Quantitative characterization is key to understanding the underlying physics and chemistry of the phenomena involving emulsion droplets and liquid crystals. Such characterization is currently accomplished by various optical microscopy techniques using polarized light, fluorescence, stimulated emission depletion, and Raman scattering. These techniques lack volumetric information, require fluorescent labeling, and have low time efficiency. Therefore, the introduction of a new microscopy technique that enables time-efficient, label-free, and quantitative volumetric characterization of dynamic processes involving emulsion droplets and liquid crystals in microfluidic environments is of paramount importance.
Ideally suited for this task is digital holographic microscopy, which is based on the digital recording of an interference pattern (a hologram) between the reference light wave and the scattered light wave emitted by microscopic objects. The recorded hologram can be reconstructed computationally into quantitative volumetric information including the morphology and three-dimensional refractive index distribution of the microscopic objects. The refractive index distribution reveals general structure of the objects, local variations in molecular concentration and their orientation, quantitative information about mass transport, and even optical birefringence. This information could prove pivotal in the field of emulsions and liquid crystals in microfluidic environments, making it an important research topic.

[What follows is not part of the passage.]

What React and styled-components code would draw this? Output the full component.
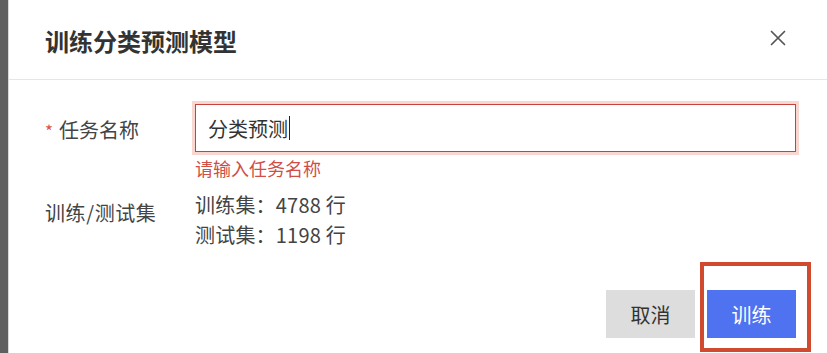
import React from 'react'
import styled, { createGlobalStyle } from 'styled-components'

const Global = createGlobalStyle`
  html, body {
    margin: 0;
    padding: 0;
    height: 353px;
    overflow: hidden;
    background: #ffffff;
    font-family: "Noto Sans CJK SC", "Noto Sans", sans-serif;
  }
`

const App = () => {
  return (
    <Page>
      <Global />
      <Strip />
      <Dialog>
        <Header>
          <Title>训练分类预测模型</Title>
          <Close aria-label="close">
            <svg width="16" height="16" viewBox="0 0 16 16">
              <path d="M1.5 1.5 L14.5 14.5 M14.5 1.5 L1.5 14.5" stroke="#555" strokeWidth="1.7" strokeLinecap="round" fill="none" />
            </svg>
          </Close>
        </Header>
        <Body>
          <Row $top={24}>
            <Label $center>
              <Star>*</Star>任务名称
            </Label>
            <Field>
              <Input>
                分类预测<Caret />
              </Input>
            </Field>
          </Row>
          <Row $top={0}>
            <div />
            <Error>请输入任务名称</Error>
          </Row>
          <Row $top={10}>
            <Label $pad={8} $spacing={0.6}>训练/测试集</Label>
            <Values>
              <Value>训练集：4788 行</Value>
              <Value>测试集：1198 行</Value>
            </Values>
          </Row>
          <Footer>
            <Button $kind="cancel">取消</Button>
            <Button $kind="primary">
              训练
              <Highlight />
            </Button>
          </Footer>
        </Body>
      </Dialog>
    </Page>
  )
}

export default App

const Page = styled.div`
    display: flex;
    width: 827px;
    height: 353px;
`
const Strip = styled.div`
    width: 8px;
    flex-shrink: 0;
    background-color: #5f5f5f;
    border-right: 1px solid #d8d8d8;
`
const Dialog = styled.div`
    flex: 1;
    display: flex;
    flex-direction: column;
    background: #fff;
`
const Header = styled.div`
    height: 79px;
    display: flex;
    align-items: center;
    justify-content: space-between;
    padding: 0 41px 0 36px;
    border-bottom: 1px solid #e6e6e6;
`
const Title = styled.div`
    font-size: 24px;
    font-weight: 700;
    color: #333;
    margin-top: 1px;
`
const Close = styled.div`
    width: 16px;
    height: 16px;
    display: flex;
    margin-top: -4px;
`
const Body = styled.div`
    padding: 0 31px 0 36px;
    display: flex;
    flex-direction: column;
`
const Row = styled.div`
    display: grid;
    grid-template-columns: 150px 1fr;
    margin-top: ${p => p.$top}px;
`
const Label = styled.div`
    font-size: 20px;
    color: #444;
    line-height: 30px;
    letter-spacing: ${p => p.$spacing || 0}px;
    align-self: ${p => (p.$center ? 'center' : 'start')};
    padding-top: ${p => p.$pad || 0}px;
    margin-top: ${p => (p.$center ? '4px' : '0')};
`
const Star = styled.span`
    color: #d9534f;
    margin-right: 6px;
    font-size: 17px;
`
const Field = styled.div`
    display: flex;
`
const Input = styled.div`
    flex: 1;
    height: 48px;
    box-sizing: border-box;
    border: 1px solid #c4443d;
    box-shadow: 0 0 0 3px #fad6d1;
    display: flex;
    align-items: center;
    padding-left: 12px;
    font-size: 20px;
    color: #333;
`
const Caret = styled.span`
    display: inline-block;
    width: 1px;
    height: 24px;
    background: #222;
    margin-left: 1px;
`
const Error = styled.div`
    font-size: 18px;
    color: #cf4f47;
    line-height: 24px;
    margin-top: 4px;
`
const Values = styled.div`
    display: flex;
    flex-direction: column;
`
const Value = styled.div`
    font-size: 20px;
    line-height: 30px;
    color: #444;
    letter-spacing: 0.2px;
`
const Footer = styled.div`
    display: flex;
    justify-content: flex-end;
    gap: 12px;
    margin-top: 40px;
`
const Button = styled.div`
    position: relative;
    width: 89px;
    height: 48px;
    display: flex;
    align-items: center;
    justify-content: center;
    font-size: 20px;
    background: ${p => (p.$kind === 'primary' ? '#4f72f0' : '#dddddd')};
    color: ${p => (p.$kind === 'primary' ? '#fff' : '#333')};
`
const Highlight = styled.div`
    position: absolute;
    top: -28px;
    left: -7px;
    right: -15px;
    bottom: -14px;
    border: 4px solid #d04a2f;
    pointer-events: none;
`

The goal of the proposed research project is to conceive and promote novel quantitative volumetric and label-free methods based on digital holographic microscopy to characterize the morphology and three-dimensional refractive index distribution of microfluidic droplets and liquid crystal emulsions. The main objectives of the proposed research are: 1) development of analytical and numerical models for light scattering and propagation through emulsion droplets, liquid crystals and optical elements, 2) development of inverse models and reconstruction algorithms to determine the morphology and three-dimensional refractive index distribution of emulsion droplets and liquid crystals, 3) experimental realization of several digital holographic microscopy configurations based on on-axis and off-axis light path systems in transmission and reflection modes, 4) establishment of a reference standard for emulsion droplets for critical evaluation and comparison of models and experimental configurations, 5) time-efficient improvement of inverse models, reconstruction algorithms, and digital holographic microscopy configurations, and finally 6) characterization of dynamic processes and phenomena involving emulsion droplets and liquid crystals in microfluidic environments.
We anticipate that realization of the proposed methods will not only provide novel quantitative volumetric and label-free technologies for characterization of emulsion droplets and liquid crystals but also open new avenues for use in interdisciplinary sciences and industry, where current detection methods are considered inadequate.